Feyisa Lelisa, the 27-year-old Ethiopian silver medal winning marathoner, finally reunited with his wife, Iftu Mulisa, and two children, 5-year-old daugher, Soko, and 3-year-old son, Sora, on Tuesday at the Miami International Airport after being separated from them for six months. Lelisa has been given a U.S. special skill visa with the help of his lawyer and has settled in the U.S. state of Arizona in Flagstaff. His family entered the country on immigrant visas.
“It’s been tough living alone,” he said speaking to VOA’s Afaan Oromoo Service over the phone in his native Afaan Oromoo. “Back home, I had a lot of support. It hasn’t been easy, but that’s part of the struggle. You don’t give up,” he said.
The distance runner made headlines around the world when he crossed his wrists above his head, making a symbol for protests in the Oromia region of Ethiopia. The anti-government gesture at the 2016 Summer Olympics in Rio de Janeiro put the runner at grave personal risk, and possible retribution toward his family.
Shortly after his refusal to go back to Ethiopia, his wife said that she was scared for the family’s safety but wasn’t surprised by what he did.
“He was burning inside when he saw on social media all these dead bodies; people being beaten and people being arrested. So I was not surprised because I know he had a lot of anger inside,” she told Reuters when she was back home.
Ethiopia is currently under a state of emergency after a wave of protests persisted in the Oromia region starting in November 2015 and continued throughout 2016 spreading in the Amhara region. The anti-government protesters initially were about land related issues. However, protesters’ demands shifted to demands for basic human rights and political representation. Since then, security forces are accused of killing hundreds and detaining tens of thousands of protesters, according to Human Rights Watch.

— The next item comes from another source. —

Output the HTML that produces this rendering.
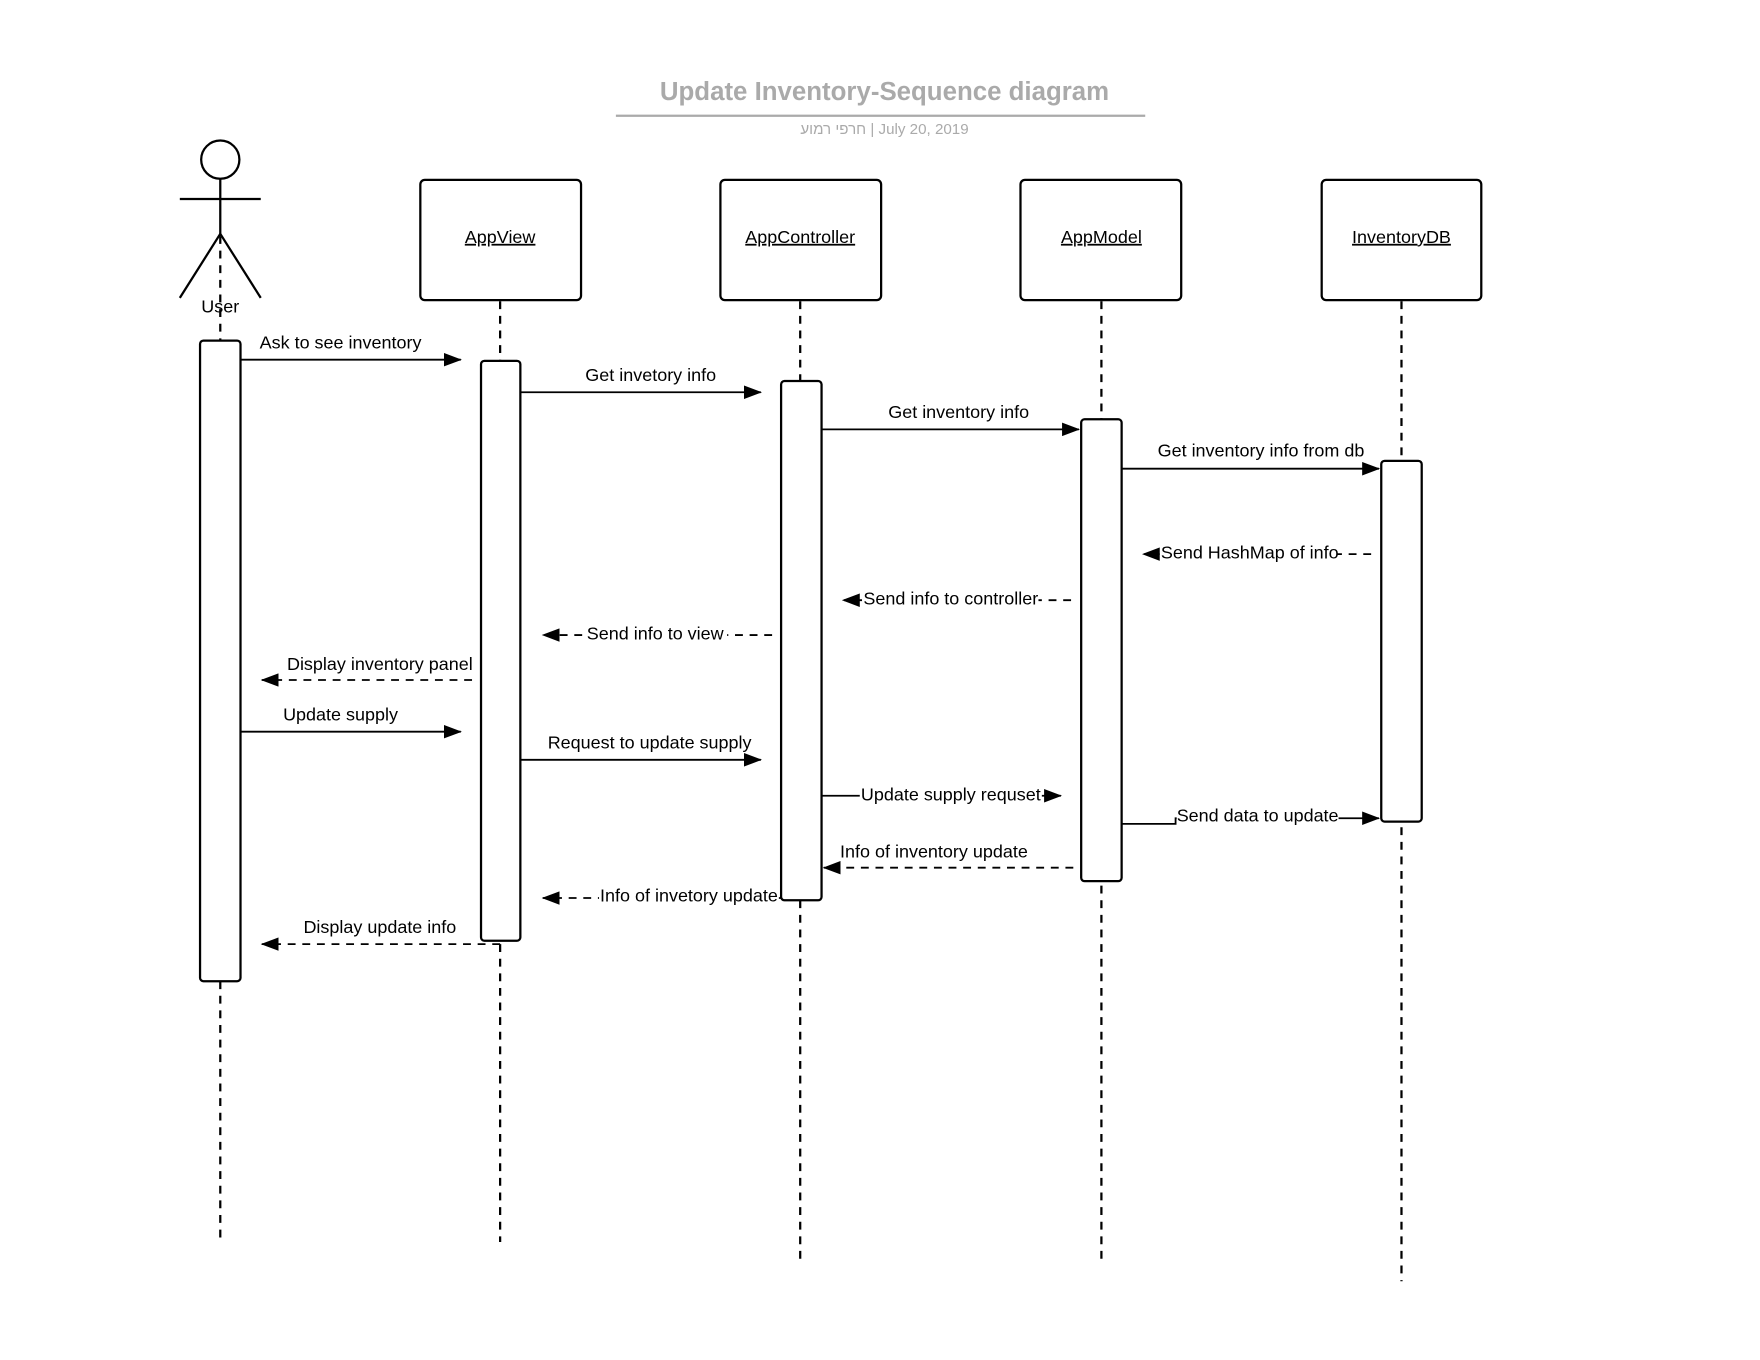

One of many restrictions under the current state of emergency is the very political gesture that Lelisa is famous for. “I didn’t make the decision to protest because of my family,” he said speaking about his decision to continue protesting. “I did so to shed light on the oppression, imprisonment, killing and displacement of my people.”
At the time of his protest in the Olympics, the Ethiopian information minister, Getachew Reda, congratulated the athlete, then and assured him that he is safe to return home. Lelisa, however, decided to stay abroad.
However, Lelisa has no regrets and he pledges to continue working for the betterment of his people back home. “I actually don’t think I have done enough for my people. I am still young and have some time to help,” he said. “I would do it all over again. And I am prepared to do all I can and do my part until the Oromo people win their freedom. It remains my biggest preoccupation.”